The Vietnam Association of Foreign-Invested Enterprises (VAFIE) released its annual report on foreign investment in Vietnam last year at a meeting in Hanoi on May 10.
The report is made in cooperation with KPMG Vietnam with the support of the Foreign Investment Department under the Ministry of Planning and Investment and a number of experts, the Vietnam News Agency reported.
Foreign investment is the highlight in Vietnam’s economic picture amid the negative impacts of the COVID-19 pandemic on the national and global economy.
However, the remaining problems in the process of attracting and using FDI capital such as the small number of high-tech projects from the US and Europe. In addition, the contribution to the State budget of many FDI enterprises is not commensurate with the investment scale and incentives they enjoy.
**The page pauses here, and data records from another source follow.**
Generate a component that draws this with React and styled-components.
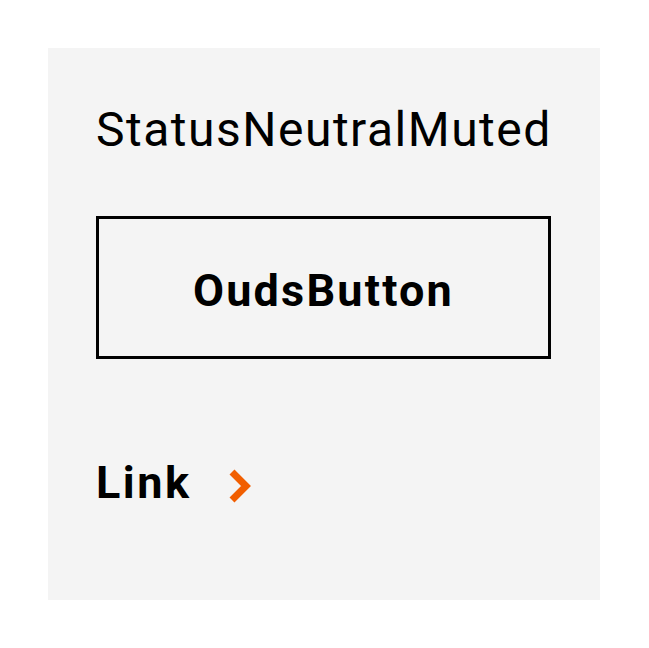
import React from 'react';
import styled, { createGlobalStyle } from 'styled-components';

const GlobalStyle = createGlobalStyle`
    html, body {
        margin: 0;
        padding: 0;
        background: #ffffff;
        font-family: Roboto, "Liberation Sans", sans-serif;
    }
`

const Page = styled.div`
    padding: 48px;
`

const Panel = styled.section`
    width: 552px;
    height: 552px;
    box-sizing: border-box;
    background-color: #f4f4f4;
    padding: 54px 48px 0 48px;
    display: flex;
    flex-direction: column;
    align-items: flex-start;
`

const Title = styled.h2`
    margin: 0;
    font-size: 48px;
    line-height: 56px;
    font-weight: 400;
    letter-spacing: 1.5px;
    color: #000000;
`

const OutlineButton = styled.button`
    margin-top: 58px;
    height: 143px;
    width: 455px;
    box-sizing: border-box;
    padding: 6px 0 0 0;
    background: transparent;
    border: 3px solid #000000;
    font-family: inherit;
    font-size: 45px;
    font-weight: 700;
    letter-spacing: 2.2px;
    color: #000000;
    cursor: pointer;
`

const LinkRow = styled.a`
    margin-top: 97px;
    display: flex;
    align-items: flex-start;
    font-size: 45px;
    line-height: 53px;
    font-weight: 700;
    letter-spacing: 2.5px;
    color: #000000;
    text-decoration: none;
`

const ChevronIcon = styled.svg`
    margin-left: 34px;
    margin-top: 12px;
    flex-shrink: 0;
`

const Chevron = () => (
    <ChevronIcon width="26" height="36" viewBox="0 0 26 36">
        <path d="M6 4 L20 18 L6 32" fill="none" stroke="#f15e00" strokeWidth="7" strokeLinecap="butt" strokeLinejoin="miter" />
    </ChevronIcon>
)

const App = () => {
    return (
        <>
            <GlobalStyle />
            <Page>
                <Panel>
                    <Title>StatusNeutralMuted</Title>
                    <OutlineButton>OudsButton</OutlineButton>
                    <LinkRow href="#">
                        Link
                        <Chevron />
                    </LinkRow>
                </Panel>
            </Page>
        </>
    );
};

export default App;
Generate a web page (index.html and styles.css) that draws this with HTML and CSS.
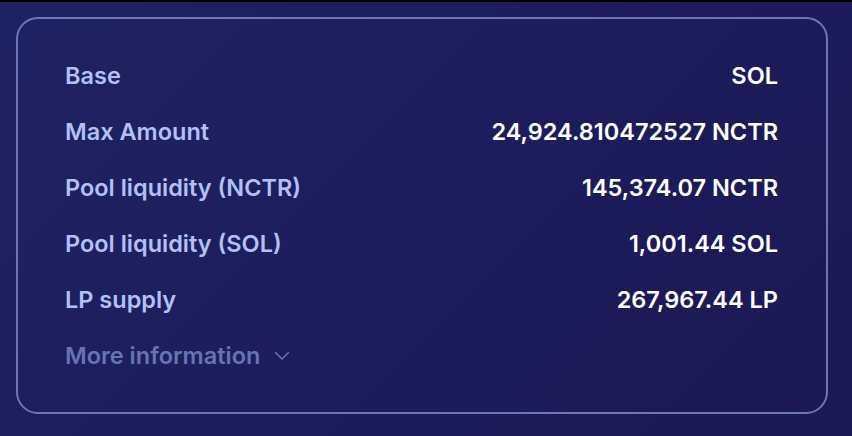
FILE: index.html
```html
<!DOCTYPE html>
<html>
<head>
<meta charset="utf-8">
<link rel="stylesheet" href="styles.css">
</head>
<body>
<div class="page">
  <div class="card">
    <div class="row"><span class="label">Base</span><span class="value">SOL</span></div>
    <div class="row"><span class="label">Max Amount</span><span class="value">24,924.810472527 NCTR</span></div>
    <div class="row"><span class="label">Pool liquidity (NCTR)</span><span class="value">145,374.07 NCTR</span></div>
    <div class="row"><span class="label">Pool liquidity (SOL)</span><span class="value">1,001.44 SOL</span></div>
    <div class="row"><span class="label">LP supply</span><span class="value">267,967.44 LP</span></div>
    <div class="row more"><span class="label">More information</span>
      <svg class="chev" width="16" height="10" viewBox="0 0 16 10"><path d="M1.5 1.5 L8 8 L14.5 1.5" fill="none" stroke="currentColor" stroke-width="1.5" stroke-linecap="round" stroke-linejoin="round"/></svg>
    </div>
  </div>
</div>
</body>
</html>
```
FILE: styles.css
```css
html, body { margin: 0; padding: 0; }
body {
  width: 852px; height: 436px; overflow: hidden;
  background: #1b1a55;
  font-family: Inter, "Noto Sans", sans-serif;
}
.page {
  box-sizing: border-box;
  width: 852px; height: 436px;
  border-top: 2px solid #000;
  background: linear-gradient(135deg, #1f2262 0%, #1d1d5d 50%, #1b1853 100%);
  padding: 15px 24px 22px 16px;
}
.card {
  box-sizing: border-box;
  height: 397px;
  border: 2px solid #6b76b9;
  border-radius: 22px;
  padding: 28px 48px 0 47px;
  display: flex; flex-direction: column;
}
.row {
  display: flex; justify-content: space-between; align-items: center;
  height: 56px;
  font-size: 23.5px; font-weight: 600;
  letter-spacing: 0;
}
.label { color: #b3c0f4; }
.value { color: #ffffff; }
.more { justify-content: flex-start; gap: 14px; }
.more .label { color: #6873b4; }
.chev { color: #6873b4; margin-top: 2px; }
```
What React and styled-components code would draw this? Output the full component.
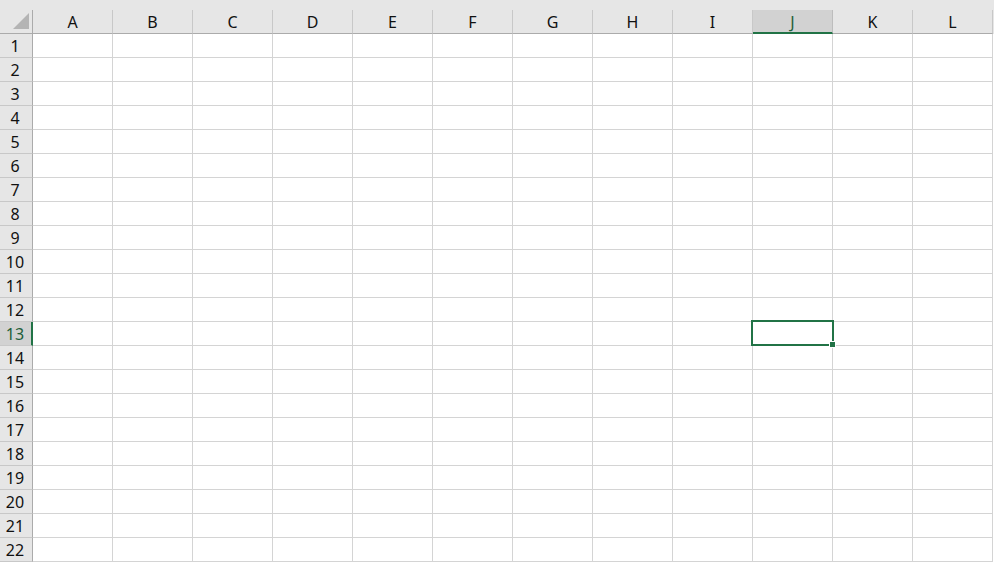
import React from "react";
import styled, { createGlobalStyle } from "styled-components";

const COLS = ["A", "B", "C", "D", "E", "F", "G", "H", "I", "J", "K", "L"];
const ROWS = Array.from({ length: 22 }, (_, i) => i + 1);
const ACTIVE_COL = "J";
const ACTIVE_ROW = 13;

const Global = createGlobalStyle`
  html, body { margin: 0; padding: 0; background: #fff; overflow: hidden; }
  body { font-family: "Noto Sans", "Open Sans", "Liberation Sans", sans-serif; }
`;

const Sheet = styled.div`
  width: 994px;
  height: 562px;
  overflow: hidden;
  background: #fff;
`;

const HeaderRow = styled.div`
  display: flex;
  padding-top: 10px;
  background: #e6e6e6;
`;

const Corner = styled.div`
  flex: 0 0 33px;
  height: 24px;
  box-sizing: border-box;
  border-right: 1px solid #ababab;
  border-bottom: 1px solid #ababab;
  display: flex;
  align-items: flex-end;
  justify-content: flex-end;
  padding: 0 3px 4px 0;
`;

const ColHead = styled.div`
  flex: 0 0 80px;
  height: 24px;
  box-sizing: border-box;
  border-right: 1px solid ${p => (p.$active ? "#bdbdbd" : "#c8c8c8")};
  border-bottom: ${p => (p.$active ? "2px solid #217346" : "1px solid #ababab")};
  background: ${p => (p.$active ? "#d2d2d2" : "#e6e6e6")};
  color: ${p => (p.$active ? "#1e5e3a" : "#111")};
  font-size: 16px;
  line-height: 22px;
  text-align: center;
  padding-top: 1px;
`;

const Row = styled.div`
  display: flex;
  height: 24px;
`;

const RowHead = styled.div`
  flex: 0 0 33px;
  box-sizing: border-box;
  border-right: ${p => (p.$active ? "2px solid #217346" : "1px solid #ababab")};
  border-bottom: 1px solid #c8c8c8;
  background: ${p => (p.$active ? "#d2d2d2" : "#e6e6e6")};
  color: ${p => (p.$active ? "#1e5e3a" : "#111")};
  font-size: 16px;
  line-height: 24px;
  text-align: center;
  padding-right: ${p => (p.$active ? "1px" : "2px")};
`;

const Cell = styled.div`
  flex: 0 0 80px;
  box-sizing: border-box;
  position: relative;
  border-right: 1px solid #d4d4d4;
  border-bottom: 1px solid #d4d4d4;
`;

const Selection = styled.div`
  position: absolute;
  left: -2px;
  top: -2px;
  width: 83px;
  height: 26px;
  box-sizing: border-box;
  border: 2px solid #217346;
  z-index: 2;
`;

const FillHandle = styled.div`
  position: absolute;
  right: -3px;
  bottom: -3px;
  width: 5px;
  height: 5px;
  background: #217346;
  box-shadow: 0 0 0 1px #fff;
`;

function CornerTriangle() {
  return (
    <svg width="16" height="16" viewBox="0 0 16 16">
      <polygon points="16,0 16,16 0,16" fill="#b4b4b4" />
    </svg>
  );
}

export default function App() {
  return (
    <Sheet>
      <Global />
      <HeaderRow>
        <Corner>
          <CornerTriangle />
        </Corner>
        {COLS.map(c => (
          <ColHead key={c} $active={c === ACTIVE_COL}>
            {c}
          </ColHead>
        ))}
      </HeaderRow>
      {ROWS.map(r => (
        <Row key={r}>
          <RowHead $active={r === ACTIVE_ROW}>{r}</RowHead>
          {COLS.map(c => (
            <Cell key={c}>
              {r === ACTIVE_ROW && c === ACTIVE_COL && (
                <Selection>
                  <FillHandle />
                </Selection>
              )}
            </Cell>
          ))}
        </Row>
      ))}
    </Sheet>
  );
}
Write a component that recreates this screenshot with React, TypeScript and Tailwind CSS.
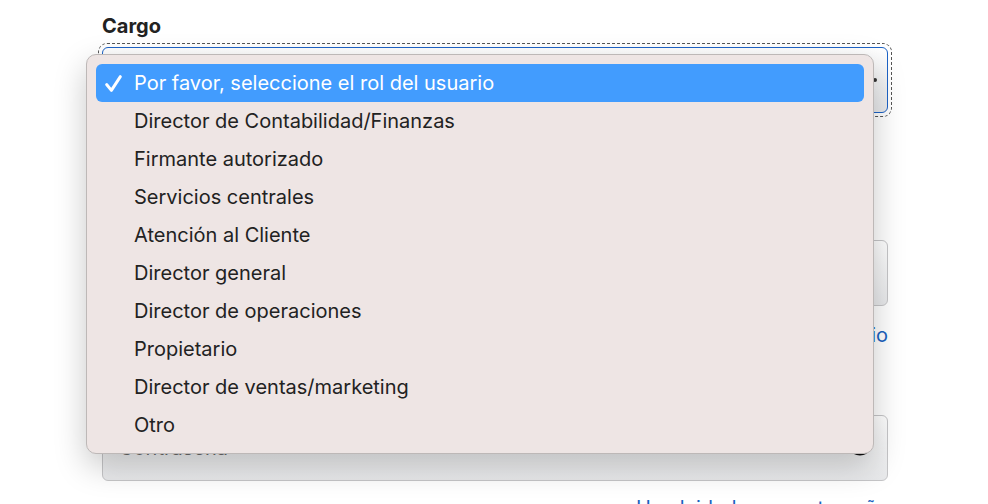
import { Eye } from "lucide-react";

const roles = [
  "Por favor, seleccione el rol del usuario",
  "Director de Contabilidad/Finanzas",
  "Firmante autorizado",
  "Servicios centrales",
  "Atención al Cliente",
  "Director general",
  "Director de operaciones",
  "Propietario",
  "Director de ventas/marketing",
  "Otro",
];

function Check() {
  return (
    <svg width="19" height="19" viewBox="0 0 18 18" fill="none">
      <path d="M2.5 10 L7 15.5 L15.5 2.5" stroke="white" strokeWidth="2.8" strokeLinecap="round" strokeLinejoin="round" />
    </svg>
  );
}

export default function App() {
  return (
    <main className="relative w-[988px] h-[504px] overflow-hidden bg-white font-['Inter',sans-serif] text-[#1d1d1f]">
      <section className="ml-[102px] w-[786px] pt-[15px]">
        <label className="block text-[20px] font-bold leading-[22px] text-[#222]">Cargo</label>

        {/* select with focus ring */}
        <section className="mt-[10px] relative">
          <div className="absolute -inset-[4px] rounded-[9px] border border-dashed border-[#555]" />
          <div className="h-[66px] rounded-[6px] border border-[#1d63c6] bg-gradient-to-b from-white to-[#e8e9eb] flex items-center justify-end pr-[10px]">
            <span className="block w-[4px] h-[4px] rounded-full bg-[#333]" />
          </div>
        </section>

        <section className="mt-[92px]">
          <label className="block text-[20px] font-bold leading-[22px] text-[#222]">Usuario</label>
          <div className="mt-[13px] h-[66px] rounded-[6px] border border-[#c6c6c8] bg-gradient-to-b from-white to-[#e8e9eb]" />
          <p className="mt-[18px] text-right text-[20px] leading-[22px] text-[#1a62c0]">¿Olvidó su nombre de usuario</p>
        </section>

        <section className="mt-[34px]">
          <label className="block text-[20px] font-bold leading-[22px] text-[#222]">Contraseña</label>
          <div className="mt-[13px] h-[66px] rounded-[6px] border border-[#c6c6c8] bg-gradient-to-b from-white to-[#e8e9eb] flex items-center justify-between px-[16px]">
            <span className="text-[20px] text-[#6b6b6b]">Contraseña</span>
            <Eye size={22} strokeWidth={2.4} className="text-[#111]" />
          </div>
          <p className="mt-[16px] text-right text-[20px] leading-[22px] text-[#1a62c0]">¿Ha olvidado su contraseña</p>
        </section>
      </section>

      {/* native select popup */}
      <div className="absolute left-[86px] top-[54px] w-[788px] rounded-[10px] border border-[#bdb8b7] bg-[#eee5e4] py-[9px] shadow-[0_12px_32px_rgba(0,0,0,0.22)]">
        {roles.map((r, i) => (
          <div
            key={r}
            className={
              i === 0
                ? "mx-[9px] h-[38px] rounded-[6px] bg-[#429cfe] flex items-center text-white"
                : "mx-[9px] h-[38px] flex items-center text-[#222]"
            }
          >
            <span className="w-[38px] pl-[8px] flex items-center">{i === 0 && <Check />}</span>
            <span className="text-[20px] leading-[22px]">{r}</span>
          </div>
        ))}
      </div>
    </main>
  );
}
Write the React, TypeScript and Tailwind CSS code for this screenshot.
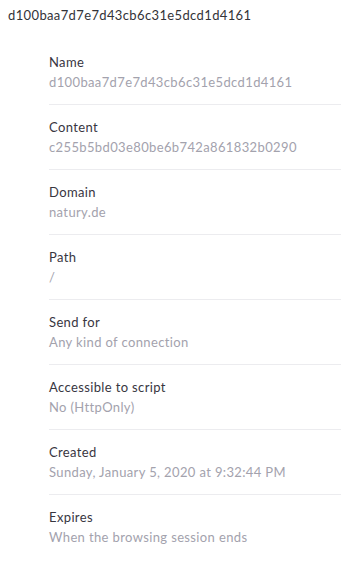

The structure of FDI by region and province is still not balanced and too few enterprises have established research and development (R&D) centers.
In 2019, the Vietnamese Politburo issued Resolution No. 50-NQ/TW on orientations to strengthening institutions and policies to improve the quality and efficiency of foreign investment by 2030, VAFIE recognized the need to have a report on FDI into the country, that’s why the report published.
Since the National Assembly approved the Law on Foreign Investment in Vietnam in 1987, the FDI sector has continuously developed, making an important contribution to the country’s economic growth and innovation, growth model in the direction of industrialization, modernization, and promoting international economic integration of Vietnam enhance the country position in the world.
The FDI sector currently accounts for about 25% of total social investment, 55% of the total value of industrial production in Vietnam and more than 70% of the country’s export turnover.
It has directly created jobs for 4.6 million people or more than 7% of the country’s workforce and indirectly created jobs for millions.